I have problems too with some of the Bellow-worship. I know why Augie’s important—I’d call it an “unstyle” rather than a style— but in places that unstyle becomes unreadable. Herzog and Humboldt are the best, I think, because the words finally catch up to his imagination, which tended to sprint off ahead.
But there’s something to like in all the books, even Sammler and Dean, which most Bellow-haters focus on. That dark Bellow cuts the sometimes cloying sweetness of Augie, etc. There’s something to be said for a great writer you can also hate. (Naipaul has been cooperative in this respect too.)
I don’t have the same complaints about the late stuff that others have. At a certain point with a writer like Bellow—or, today, Naipaul, Coetzee, etc.—you start reading the books for what they contribute to your understanding of the whole corpus, rather on whether they “work” or “don’t work.” At least I do.
Hey Jonathan, as you recall Sammler labeled Cosmopolis “kindhearted, ingenious” but also “stupid.”;-)
Just to clarify, I was referring to Darius’s comment, not the original post.
It’s Dares, not Darius, numbskull. You’ve never read the Destructionis Troiae? Odd, that. I thought this was a blog for literary scholars.
Most peculiar.
I thought that “Phrygia” was the genus name of the blowfish, and the rest just fell together.
Steve, if you’re not that familiar with Bellow, I’d recommend “Seize the Day” and “The Adventures of Augie March.” He actually came in for quite a bit of criticism throughout his career, not only for stylistic and technical issues, the philosophical and intellectual pretensions of the work, and his emphasis on the more prosaic and sometimes seamier aspects of American (or human, as it were existence), but also because of the increasingly evident misogynistic and, particularly in “Sammler,” racist subcurrents in his work. But then doesn’t every great writer get slammed at some point--and for some, it’s on ongoing battle, even after death. Look at Shakespeare, Milton, Keats, Eliot, I.B. Singer, Faulkner, Hemingway, Roth, Morrison, etc. Sometimes the criticisms are quite valid--Pound’s masculinist fantasies need to be discussed and critiqued--but then one has to go back to the work itself. What do you gain from it? What is it doing? What is its place in the world (of letters, of the arts, of ideas, in general)? Whether someone shatters his statue or not, the work very likely will stand up on its own down the road. “Ravelstein,” despite its function as a vehicle for Schadenfreude, however, is putrid.

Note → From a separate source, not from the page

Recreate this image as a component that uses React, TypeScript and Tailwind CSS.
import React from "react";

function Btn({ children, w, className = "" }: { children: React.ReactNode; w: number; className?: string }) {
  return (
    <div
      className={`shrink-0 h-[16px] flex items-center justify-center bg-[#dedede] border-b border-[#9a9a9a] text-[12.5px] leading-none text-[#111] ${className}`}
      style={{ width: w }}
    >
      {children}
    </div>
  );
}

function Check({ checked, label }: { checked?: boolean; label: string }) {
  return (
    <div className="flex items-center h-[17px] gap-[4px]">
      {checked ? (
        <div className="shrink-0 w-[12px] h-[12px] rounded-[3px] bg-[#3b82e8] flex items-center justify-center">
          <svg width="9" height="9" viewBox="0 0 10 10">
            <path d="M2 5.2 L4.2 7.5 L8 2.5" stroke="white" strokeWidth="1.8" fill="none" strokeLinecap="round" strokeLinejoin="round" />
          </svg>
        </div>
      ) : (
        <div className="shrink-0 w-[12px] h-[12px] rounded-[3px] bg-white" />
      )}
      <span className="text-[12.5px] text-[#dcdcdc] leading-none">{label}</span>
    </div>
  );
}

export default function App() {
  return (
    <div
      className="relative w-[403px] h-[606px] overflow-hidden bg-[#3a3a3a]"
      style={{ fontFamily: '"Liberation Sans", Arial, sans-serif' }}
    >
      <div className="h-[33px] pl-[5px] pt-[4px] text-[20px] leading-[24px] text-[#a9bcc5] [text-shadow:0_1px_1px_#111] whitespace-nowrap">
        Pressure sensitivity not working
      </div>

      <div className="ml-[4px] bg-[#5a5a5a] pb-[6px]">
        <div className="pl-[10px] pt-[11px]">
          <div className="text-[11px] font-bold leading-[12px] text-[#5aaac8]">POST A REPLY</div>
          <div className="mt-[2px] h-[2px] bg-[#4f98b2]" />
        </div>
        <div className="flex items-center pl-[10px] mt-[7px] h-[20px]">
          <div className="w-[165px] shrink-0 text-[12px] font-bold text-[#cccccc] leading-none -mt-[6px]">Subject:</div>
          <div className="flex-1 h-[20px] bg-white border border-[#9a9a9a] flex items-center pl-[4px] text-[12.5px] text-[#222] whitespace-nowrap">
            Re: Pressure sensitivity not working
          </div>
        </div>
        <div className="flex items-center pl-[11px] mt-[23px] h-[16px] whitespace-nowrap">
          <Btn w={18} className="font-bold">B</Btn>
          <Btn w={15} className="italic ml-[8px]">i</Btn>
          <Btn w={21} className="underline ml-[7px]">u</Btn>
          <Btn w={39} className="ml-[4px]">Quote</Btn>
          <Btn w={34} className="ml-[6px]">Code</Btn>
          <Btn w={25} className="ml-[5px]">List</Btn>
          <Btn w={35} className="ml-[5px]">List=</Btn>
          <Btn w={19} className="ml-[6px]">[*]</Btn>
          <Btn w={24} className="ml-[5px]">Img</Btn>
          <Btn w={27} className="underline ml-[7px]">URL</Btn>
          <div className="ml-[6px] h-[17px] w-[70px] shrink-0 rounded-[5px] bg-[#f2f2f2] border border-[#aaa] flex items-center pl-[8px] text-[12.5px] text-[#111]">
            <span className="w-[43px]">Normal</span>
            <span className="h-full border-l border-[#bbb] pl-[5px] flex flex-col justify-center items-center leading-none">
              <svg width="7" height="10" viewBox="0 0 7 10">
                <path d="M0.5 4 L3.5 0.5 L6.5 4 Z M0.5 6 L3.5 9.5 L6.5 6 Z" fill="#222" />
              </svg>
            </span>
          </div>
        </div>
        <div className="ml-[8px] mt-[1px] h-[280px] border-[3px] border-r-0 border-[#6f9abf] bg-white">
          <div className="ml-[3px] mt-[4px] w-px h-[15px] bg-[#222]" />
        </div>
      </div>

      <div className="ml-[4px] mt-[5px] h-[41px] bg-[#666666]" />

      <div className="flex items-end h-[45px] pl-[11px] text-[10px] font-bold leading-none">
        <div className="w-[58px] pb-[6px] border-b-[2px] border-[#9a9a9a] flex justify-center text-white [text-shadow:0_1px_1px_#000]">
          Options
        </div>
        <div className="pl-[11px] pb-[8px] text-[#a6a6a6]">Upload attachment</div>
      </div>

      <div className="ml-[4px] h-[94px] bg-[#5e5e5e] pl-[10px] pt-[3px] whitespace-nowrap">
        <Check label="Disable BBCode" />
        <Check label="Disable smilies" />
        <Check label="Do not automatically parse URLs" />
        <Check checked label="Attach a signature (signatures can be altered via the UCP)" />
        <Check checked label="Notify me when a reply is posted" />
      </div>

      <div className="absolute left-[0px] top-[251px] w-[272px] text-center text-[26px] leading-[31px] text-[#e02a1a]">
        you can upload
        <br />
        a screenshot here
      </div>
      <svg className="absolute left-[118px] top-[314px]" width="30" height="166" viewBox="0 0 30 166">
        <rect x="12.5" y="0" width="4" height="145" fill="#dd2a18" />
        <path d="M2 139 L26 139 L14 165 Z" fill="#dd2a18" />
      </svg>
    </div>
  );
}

Clarification: Dares, some of your earlier comments were snarky. In this thread you are pure troll.
I am deeply apologetic that your aesthetic sensibilities, when rubbed against our lack thereof, have brought this unsavory side of your character to light. No doubt our vomit induced yours. So it might seem unfair that you are to suffer for what is not your fault. But the fact is: trolls get deleted if they keep it up. (Just a thought. Tottle off for a spot of refined Horace blogging, much better than we could ever manage, in a space all your own - if you can’t mind your manners here.)
Vomit? Ouch.
Here’s what I said, in an admittedly snarky and offhand post: Bellow was a great writer who was misserved by the reverence of some of his admirerers. And his greatness, in fact, had a lot to do with some of the qualities to which poor Atlas drew attention--striving, nastiness, sheer egocentric desire. I quite agree with Sam that those qualities were always on display and a big part of what made Bellow great. Ravelstein just shows it without the vitality and invention that made earlier books impressive.
I do disagree with Steve of this Space, though. Inadequate literary analysis is, well, inadequate. A weakness, but not the worst of sins. It doesn’t call for a charivari, which is what Atlas got. And, prurience? My guess is that it would be hard to write a useful biography of Bellow that wouldn’t seem prurient to his admirers. That was what was so unsavory about the whole phenomenon. Atlas got pummeled, and he got pummled, I think, for temerity as much as for any weaknesses of his book.
Gotta disagree with Amardeep, too. I think a little author-worship can be quite a bad thing. I didn’t think Atlas deserved the nasty treatment he got, and there appears to be at least some agreement that “Ravelstein” got a pass it didn’t merit. When the book was published I talked with an acquaintance who reviewed it quite favorably for one of the most prominent possible venues in literary journalism. This is a very eminent and widely respected critic. I asked: do you really think “Ravelstein” is a good book? The answer was, “No, but I think it’s . . . interesting.”
I don’t want to say I was shocked, but, well, it’s a disappointment. Sure, you want to be generous. But a serious critic has a duty to the public to be serious.
Does it matter in any serious way? Maybe not. But I’m inclined to think log-rolling, obsequiosness, and exaggeration are as bad for the non-academic world as they are for the academic one. And in Bellow’s case, I wonder whether reverence wasn’t in fact consequential. The weak side of Bellow for my money isn’t the nasty one of Sammler, or the dark naturalist of Seize the Day or anything like that. It’s the portentous, faux intellectual, and self-regarding Bellow. Reverence might bring that out in a person.
Sorry, just to clarify my clarification. Dares is being a troll and Sean’s post was perfectly fine. (I liked it, although it is a slight thing.) I was only granting Dares imputation of Sean’s vomitousness in a reductio spirit. I like Sean. Dares, on the other hand, needs to calm down.